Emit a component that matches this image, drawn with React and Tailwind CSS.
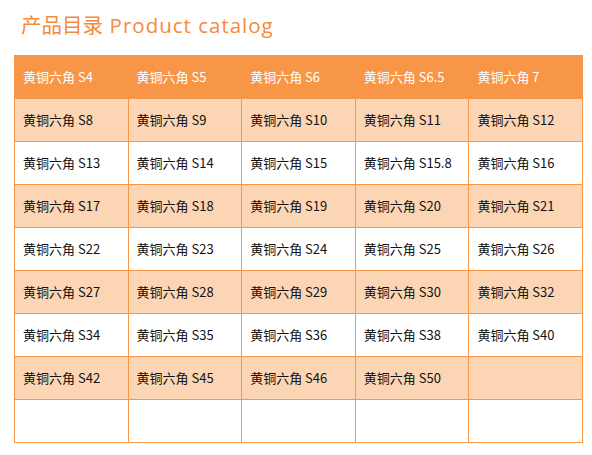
const rows = [
  ["S8", "S9", "S10", "S11", "S12"],
  ["S13", "S14", "S15", "S15.8", "S16"],
  ["S17", "S18", "S19", "S20", "S21"],
  ["S22", "S23", "S24", "S25", "S26"],
  ["S27", "S28", "S29", "S30", "S32"],
  ["S34", "S35", "S36", "S38", "S40"],
  ["S42", "S45", "S46", "S50", ""],
  ["", "", "", "", ""],
];

const header = ["S4", "S5", "S6", "S6.5", "7"];

export default function App() {
  return (
    <div
      className="w-[592px] h-[455px] bg-white pt-[9px] pl-[14px]"
      style={{ fontFamily: '"Noto Sans CJK SC", "Noto Sans", sans-serif' }}
    >
      <h1 className="h-[30px] text-[20.5px] leading-[30px] text-[#f58a3c] pl-[7px] mb-[16px] font-normal">
        产品目录{" "}
        <span
          className="tracking-[1px] ml-[2px]"
          style={{ fontFamily: '"Open Sans", sans-serif' }}
        >
          Product catalog
        </span>
      </h1>
      <table className="w-[569px] border-collapse table-fixed text-[13px]">
        <thead>
          <tr className="bg-[#f79646] h-[43px]">
            {header.map((h, i) => (
              <th
                key={i}
                className="text-left font-normal text-white pl-[8px] border-x border-[#f79646]"
              >
                黄铜六角 {h}
              </th>
            ))}
          </tr>
        </thead>
        <tbody>
          {rows.map((r, ri) => (
            <tr
              key={ri}
              className={`h-[43px] ${ri % 2 === 0 ? "bg-[#fcd5b4]" : "bg-white"}`}
            >
              {r.map((c, ci) => (
                <td
                  key={ci}
                  className="border border-[#f79646] pl-[8px] text-[#111111]"
                >
                  {c ? `黄铜六角 ${c}` : ""}
                </td>
              ))}
            </tr>
          ))}
        </tbody>
      </table>
    </div>
  );
}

» What this task involves
Restate the data above word for word. Skip every picture.

» Output for this exercise
Emit a component that matches this image, drawn with React and Tailwind CSS.
const rows = [
  ["S8", "S9", "S10", "S11", "S12"],
  ["S13", "S14", "S15", "S15.8", "S16"],
  ["S17", "S18", "S19", "S20", "S21"],
  ["S22", "S23", "S24", "S25", "S26"],
  ["S27", "S28", "S29", "S30", "S32"],
  ["S34", "S35", "S36", "S38", "S40"],
  ["S42", "S45", "S46", "S50", ""],
  ["", "", "", "", ""],
];

const header = ["S4", "S5", "S6", "S6.5", "7"];

export default function App() {
  return (
    <div
      className="w-[592px] h-[455px] bg-white pt-[9px] pl-[14px]"
      style={{ fontFamily: '"Noto Sans CJK SC", "Noto Sans", sans-serif' }}
    >
      <h1 className="h-[30px] text-[20.5px] leading-[30px] text-[#f58a3c] pl-[7px] mb-[16px] font-normal">
        产品目录{" "}
        <span
          className="tracking-[1px] ml-[2px]"
          style={{ fontFamily: '"Open Sans", sans-serif' }}
        >
          Product catalog
        </span>
      </h1>
      <table className="w-[569px] border-collapse table-fixed text-[13px]">
        <thead>
          <tr className="bg-[#f79646] h-[43px]">
            {header.map((h, i) => (
              <th
                key={i}
                className="text-left font-normal text-white pl-[8px] border-x border-[#f79646]"
              >
                黄铜六角 {h}
              </th>
            ))}
          </tr>
        </thead>
        <tbody>
          {rows.map((r, ri) => (
            <tr
              key={ri}
              className={`h-[43px] ${ri % 2 === 0 ? "bg-[#fcd5b4]" : "bg-white"}`}
            >
              {r.map((c, ci) => (
                <td
                  key={ci}
                  className="border border-[#f79646] pl-[8px] text-[#111111]"
                >
                  {c ? `黄铜六角 ${c}` : ""}
                </td>
              ))}
            </tr>
          ))}
        </tbody>
      </table>
    </div>
  );
}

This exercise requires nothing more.